To Make a Buttered Loafe--
Take 4 quarts of milke put runnit(whatever that is) to it & whey it & hang the curd up in a cloth to dreyne for an houre or 2, then take 10 eggs & leave out 3 of the whites then take a little ginger, a pinte of ale yeast, as much fine flowre as will make it up to a loafe. When it is well baked cut it up, & butter it with sweete butter & sugar your butter must be melted & beat up with the sugar before your put it into your loafe.
The matter of keeping on hand a supply of good yeast requires good management. The preferred kind is barm, the froth that forms on the top of fermenting ale or beer.
Now I know you are going to want to go to the bakery or make some bread our modern way
She goes on to say to Take a lump of dough, about two poinds of your last making, which has been raised by barm, keep it by you in a wooden vessel, and cover it well with flour. This is your leaven; then the night before you intend to bake, put the said leaven to a peck of flour, and work them well together with warm water. Let it lye in a dry wooden vessel, well covered with a linen cloth and a blanket, and keep it in a warm place. This dough kept warm will rise again next morning, and will be sufficient to mix with two or three bushels of flour, being worked up with warm water and a little salt.
Beaten Biscuit-Take one Quart of Flour, Lard the size of a Hen's Egg, one teaspoonful of salt. Make into a moderately stiff Dough with sweet milk. Beat for half an Hour. Make out with the Hand or cut with the Biscuit Cutter. Stick with a Fork and bake in a hot oven, Yet not sufficiently hot to blister the biscuit.

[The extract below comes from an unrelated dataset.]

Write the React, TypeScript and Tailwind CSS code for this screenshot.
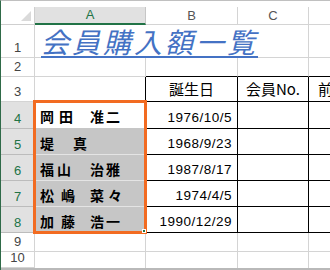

Sweet Potato Buns-Boil and mash a potato, rub into it as much flour as well make it bread-- add spice and sugar to your taste, with a spoonful of yeast; when it has risen well, work in a piece of butter, bake it in small rolls, to be eaten hot with butter, either for breadfast or tea
To Make a Nice Biscuit-Rub a large spoonful of butter into a quart of risen dough, knead it well and make it into biscuit, either thick or thin:bake them quickly.
Ryaninjun-is the name of the steamed brown bread that wlways accompanies beans to New England tables. For the amusement of the cook, I have found this recipe in thyme.
Three cups of corn meal
One of rye flour;
Three cups of sweet milk,
One cup of sour:(a teaspoon of vinegar to a cup of milk will sour it)
A cup of molasses to render it sweet,
To render it sweet,
Two teaspoons of soda
Will make it complete.
Grandma is skipping their recipe for pancakes for she wants to give you hers:
I have always remembered it by thinking 2,2,2.
2 cups of floor with 2 teaspoons of baking powder and 1/2 teaspoon of salt mixed together
Then add 2 eggs first before the milk because sometimes don't want to break in milk
Then add two tablespoons of sugar and seasons you like of either cinimmon, with this honey might be a good substitute for sugar or pancakes are even good and better for you with honey on them after they are cooked with cinimmon springled on it. I is a proven fact that the two together are really good for you.
Then add 2 cups of milk and about 1/4 to 1/2 cup of oil. Fry in butter or oil or lard it does not matter. However, the art of tossing a pancake can be quite a trick. Little bubbles forming on the pancake and breaking is how you know they are ready to toss over. When at least half of those bubbles are broke and holes are left they are ready. Then just brown the other side. Molasses is a good substitute for sugar also. It was my discovery that even though pancakes are not quite as thick and formed extra milk in the batter gives them really even a better taste. We have prized the pancake making in our family.
Grandma is tired and we will have more tomorrow. Take care.